Eliza Haywood, Savage Love, and Biographical Uncertainty

Kathryn R. King

University of Montevallo


   Abstract

The surmise that Eliza Haywood (1693?–1756) was the cast-off mistress of Richard Savage and mother of one (or two) bastard children by him is generally accepted by Haywood scholars. This speculation is, however, almost groundless; it grows out of a misunderstanding of the dynamics of the circle that gathered around Aaron Hill in the early 1720s. Coterie verse and satire produced by Savage, Haywood, Hill, and Martha Fowke Sansom suggest that it was not Savage but Hill who was the focus of erotic interest in the circle, and that Haywood was furious with both Sansom and Savage for their role in alienating the affections of Hill, whom she regarded as a mentor and collaborator in a poetry of the sublime.
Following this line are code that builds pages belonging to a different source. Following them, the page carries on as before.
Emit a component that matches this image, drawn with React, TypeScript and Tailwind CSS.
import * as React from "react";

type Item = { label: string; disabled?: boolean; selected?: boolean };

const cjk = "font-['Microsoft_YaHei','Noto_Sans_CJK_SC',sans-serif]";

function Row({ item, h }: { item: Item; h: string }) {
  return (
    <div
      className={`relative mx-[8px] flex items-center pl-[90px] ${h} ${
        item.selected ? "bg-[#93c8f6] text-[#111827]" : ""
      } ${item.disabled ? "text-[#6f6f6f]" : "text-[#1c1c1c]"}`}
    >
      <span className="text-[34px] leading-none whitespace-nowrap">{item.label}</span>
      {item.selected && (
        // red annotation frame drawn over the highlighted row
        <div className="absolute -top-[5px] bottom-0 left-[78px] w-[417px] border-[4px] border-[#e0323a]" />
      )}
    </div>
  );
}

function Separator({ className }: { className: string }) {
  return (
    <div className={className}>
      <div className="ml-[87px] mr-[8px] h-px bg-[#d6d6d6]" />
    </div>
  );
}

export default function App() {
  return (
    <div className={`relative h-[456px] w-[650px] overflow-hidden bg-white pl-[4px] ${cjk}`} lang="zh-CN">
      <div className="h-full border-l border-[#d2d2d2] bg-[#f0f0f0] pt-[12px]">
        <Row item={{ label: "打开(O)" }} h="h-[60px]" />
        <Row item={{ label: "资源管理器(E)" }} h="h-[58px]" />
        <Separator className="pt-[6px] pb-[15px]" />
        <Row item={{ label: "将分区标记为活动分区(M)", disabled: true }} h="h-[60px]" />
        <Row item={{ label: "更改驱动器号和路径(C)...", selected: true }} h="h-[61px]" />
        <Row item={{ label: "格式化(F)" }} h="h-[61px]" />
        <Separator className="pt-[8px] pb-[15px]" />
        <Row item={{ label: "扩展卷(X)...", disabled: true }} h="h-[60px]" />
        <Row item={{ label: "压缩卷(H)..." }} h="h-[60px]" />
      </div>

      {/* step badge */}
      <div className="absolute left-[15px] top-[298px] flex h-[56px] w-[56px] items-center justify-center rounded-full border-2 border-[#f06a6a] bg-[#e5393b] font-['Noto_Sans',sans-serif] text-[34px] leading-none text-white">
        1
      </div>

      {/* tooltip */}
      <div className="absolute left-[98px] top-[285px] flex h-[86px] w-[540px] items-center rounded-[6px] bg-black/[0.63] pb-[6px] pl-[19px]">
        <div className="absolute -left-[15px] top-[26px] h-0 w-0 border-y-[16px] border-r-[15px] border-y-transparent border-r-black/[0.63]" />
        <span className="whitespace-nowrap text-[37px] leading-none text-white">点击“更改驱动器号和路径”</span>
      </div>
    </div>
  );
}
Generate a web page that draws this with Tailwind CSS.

Too much of the Haywood biography as now understood is deformed by undue respect for the veracity of sexualising lampoons by the likes of Savage and Pope as well as the tendency to cast her as one of her own seduced and abandoned heroines.


Research for this essay was supported by fellowships from the American Council of Learned Societies and the American Philosophical Society. My thanks to Norma Clarke, Christine Gerrard, and especially Thomas Lockwood for their responses to earlier versions of this essay.